As far as the driving public is concerned, Van Hoek repeated the same suggestions made by Burt and Morrison, when you hear a siren pull over. As a person on the front lines of emergency driving, however, she expanded a little on the advice.

"Some times if people would just stop that would help," she said. "We had a gentleman last year that pulled over but didn't stop. He was driving along in the grass at 45 miles per hour right along side of us. I wish I could ask people why they don't just stop."

Van Hoek appreciates the change in attitudes the public has taken towards rescue workers since 9/11. But she hopes that attitude will carry through to helping them do their jobs. "Now especially, we're emergency workers and we're on high alert," she said. We have to be careful and this job is scary enough as it is."
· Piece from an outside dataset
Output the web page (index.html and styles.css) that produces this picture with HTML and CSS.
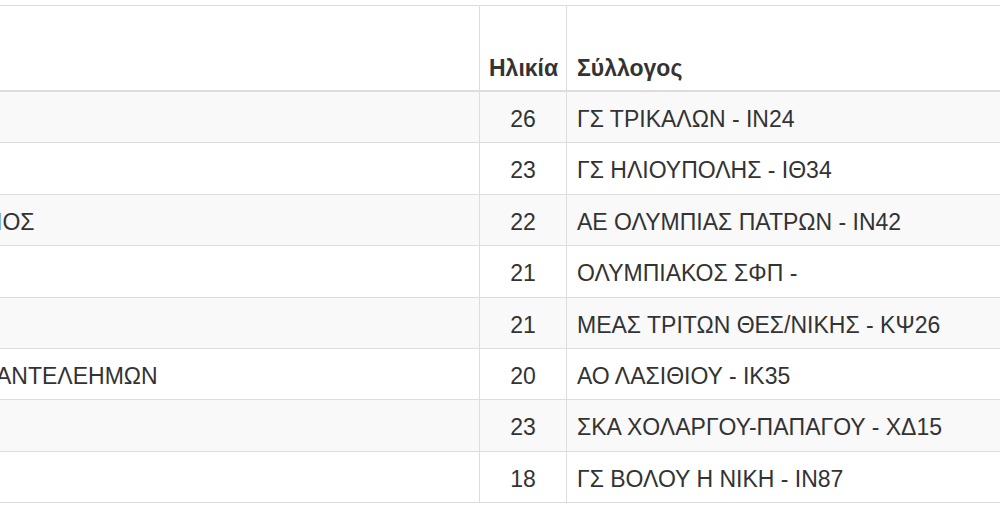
FILE: index.html
```html
<!DOCTYPE html>
<html lang="el">
<head>
<meta charset="utf-8">
<title>Αθλητές</title>
<link rel="stylesheet" href="styles.css">
</head>
<body>
<div class="wrap">
  <table class="results">
    <colgroup>
      <col class="col-name">
      <col class="col-age">
      <col class="col-club">
    </colgroup>
    <thead>
      <tr>
        <th class="name"></th>
        <th class="age">Ηλικία</th>
        <th class="club">Σύλλογος</th>
      </tr>
    </thead>
    <tbody>
      <tr><td class="name"></td><td class="age">26</td><td class="club">ΓΣ ΤΡΙΚΑΛΩΝ - ΙΝ24</td></tr>
      <tr><td class="name"></td><td class="age">23</td><td class="club">ΓΣ ΗΛΙΟΥΠΟΛΗΣ - ΙΘ34</td></tr>
      <tr><td class="name">ΙΟΣ</td><td class="age">22</td><td class="club">ΑΕ ΟΛΥΜΠΙΑΣ ΠΑΤΡΩΝ - ΙΝ42</td></tr>
      <tr><td class="name"></td><td class="age">21</td><td class="club">ΟΛΥΜΠΙΑΚΟΣ ΣΦΠ -</td></tr>
      <tr><td class="name"></td><td class="age">21</td><td class="club">ΜΕΑΣ ΤΡΙΤΩΝ ΘΕΣ/ΝΙΚΗΣ - ΚΨ26</td></tr>
      <tr><td class="name">ΑΝΤΕΛΕΗΜΩΝ</td><td class="age">20</td><td class="club">ΑΟ ΛΑΣΙΘΙΟΥ - ΙΚ35</td></tr>
      <tr><td class="name"></td><td class="age">23</td><td class="club">ΣΚΑ ΧΟΛΑΡΓΟΥ-ΠΑΠΑΓΟΥ - ΧΔ15</td></tr>
      <tr><td class="name"></td><td class="age">18</td><td class="club">ΓΣ ΒΟΛΟΥ Η ΝΙΚΗ - ΙΝ87</td></tr>
    </tbody>
  </table>
</div>
</body>
</html>
```

FILE: styles.css
```css
html, body {
  margin: 0;
  padding: 0;
  background: #fff;
}

body {
  font-family: "Liberation Sans", Arial, sans-serif;
  font-size: 23px;
  color: #333;
  overflow: hidden;
}

.wrap {
  padding-top: 5px;
  width: 1000px;
  overflow: hidden;
}

.results {
  border-collapse: collapse;
  table-layout: fixed;
  width: 1120px;
  margin-left: -12px;
  border: 1px solid #ddd;
}

.col-name { width: 491px; }
.col-age { width: 87px; }
.col-club { width: 542px; }

.results th,
.results td {
  border: 1px solid #ddd;
  padding: 12px 10px 8px 10px;
  line-height: 30.4px;
  white-space: nowrap;
  overflow: hidden;
}

.results th {
  font-weight: bold;
  text-align: left;
  vertical-align: bottom;
  padding-top: 46.5px;
  padding-bottom: 7px;
  border-bottom: 2px solid #ddd;
}

.results td {
  vertical-align: top;
}

.results td.name {
  padding-left: 7px;
}

.results th.age {
  padding-left: 9px;
  padding-right: 8px;
}

.results td.age {
  text-align: center;
}

.results tbody tr:nth-child(odd) {
  background: #f9f9f9;
}
```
Regardless of whether the cause is apathy or simply that cars are too well made, the increase in traffic on our roads is creating a situation where the public needs to take a moment to think. They need to think about that frantic mother or the elderly spouse watching her husband of many decades die while waiting for the rescue workers to weave their way through traffic.

It could happen some day, it will likely happen some day. Of course at danger is not only the injured child or the elderly man, it also includes the rescue workers doing their job to help.

Van Hoek summed it up in a simple sentence. "A dead paramedic can't save lives," she said.